Budget split: $0 payroll. $50-200/mo on tools (AI subscriptions, keyword research, hosting). The whole game is finding what works.

Stage 2: 2-person ($2-5K MRR)

The second person is almost always either:

  • A writer with domain knowledge in your niche, paid per-article.
  • An editor who fixes structure, accuracy, and SEO of your drafts.

Choose based on your gap. If you can produce 4 good articles a week but they are rough, hire an editor. If you can polish but have run out of topics with personal expertise, hire a niche writer. Do not hire a generalist “content marketer” — they will not move the needle.

Typical contract: $50-150 per published article, 4-8 articles a month, paid only on acceptance. Trial period is 5 articles, not a long-term contract.

Stage 3: 3-person ($5-15K MRR)

Now add the role you skipped at stage 2. If you hired a writer, the third role is editor; if you hired an editor, the third is a second writer. At this point you formalize a style guide and acceptance criteria — without those, two writers will drift in opposite directions within a month.

You also start outsourcing one operational task. Common picks: weekly Search Console review, broken-link sweep, image optimization, internal-link maintenance. Pay $15-25/hr to a content VA. This is the role most founders skip too long.

Stage 4: 5-person ($15-40K MRR)

Five-person team typically looks like: founder/strategy + 2 writers + 1 editor + 1 ops. Past this point you are running a small media company and the constraints become hiring quality, not capacity. Document everything: niches, voice, SEO process, deploy steps, refresh cadence. If the founder being on vacation breaks the site, you do not yet have a real team.

Salary range varies wildly by geography. In USD: $3-6K/mo per writer, $4-7K/mo per editor, $2-4K/mo per ops VA, with founder taking the residual.

How to evaluate a candidate writer

The standard portfolio review misses what matters. Instead, give every candidate the same paid trial brief — a 1,200-word article on a topic you already understand. You will see in one piece:

  • Whether they actually researched, or paraphrased the top 3 Google results.
  • Whether they followed the structure brief or wrote whatever came out.
  • Whether the writing has a point of view, or just summarizes facts.
  • How they handle ambiguity (do they ask, or guess?).
  • Whether they meet the deadline without nagging.

Pay $100-150 for the trial whether you publish it or not.

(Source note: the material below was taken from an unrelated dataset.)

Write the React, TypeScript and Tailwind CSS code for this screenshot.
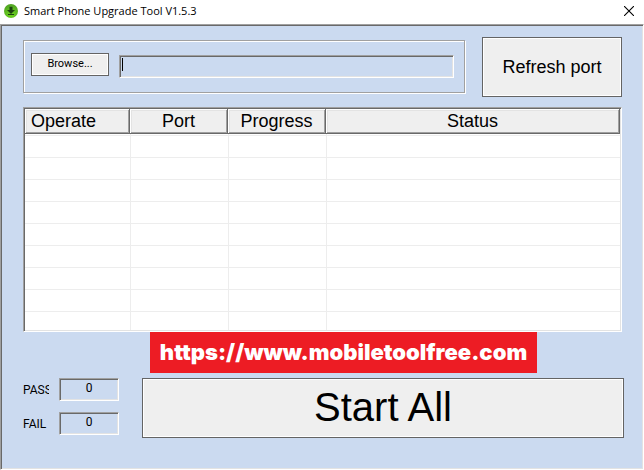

Cheap writers who refuse paid trials are signaling they cannot pass one. Five trial pieces cost less than one bad full-time hire.

How to evaluate a candidate editor

Editors are harder to test because their value is in changes, not original work. Give them three of your weakest published articles and ask them to mark up — structural, factual, SEO. Strong editors give you 30+ specific suggestions, rank them by impact, and explain reasoning. Weak editors fix typos and call it done.

Common mistakes

  • Hiring a writer before you have a documented style and a topic backlog. The first month is wasted on calibration.
  • Hiring a “content marketer” or “growth person” with no specific scope. Vague roles do not produce output.
  • Skipping the editor role and stacking writers. Volume without quality control degrades the whole site.
  • Paying salary instead of per-article at the early stages. Per-article aligns incentives and lets you cut without drama.
  • Not running a 5-article trial before any long-term commitment. References lie; trial articles do not.

FAQ

  • Can AI replace the writer hire?: Partially. AI is good at drafts, outlines, and reformatting. It is bad at lived experience and at judgment calls. The right pattern in 2026 is human + AI, not human or AI.
  • Should I hire full-time or contract?: Contract until you are sure the role works for your site. Most indie sites convert contractors to full-time at year 2-3, not earlier.
  • How do I find writers in my niche?: Reddit, niche Discord servers, and the comments on competitor articles. LinkedIn and Upwork give you generalists; communities give you specialists.
  • What about translators for bilingual sites?: Treat translation as editing, not as a separate hire. The best results come from a writer who reads the source language and writes natively in the target — not a bidirectional “translator”.
  • When do I stop hiring writers and start hiring engineers?: When tooling overhead exceeds 10 hours/week of founder time. Usually around 1,500-3,000 articles.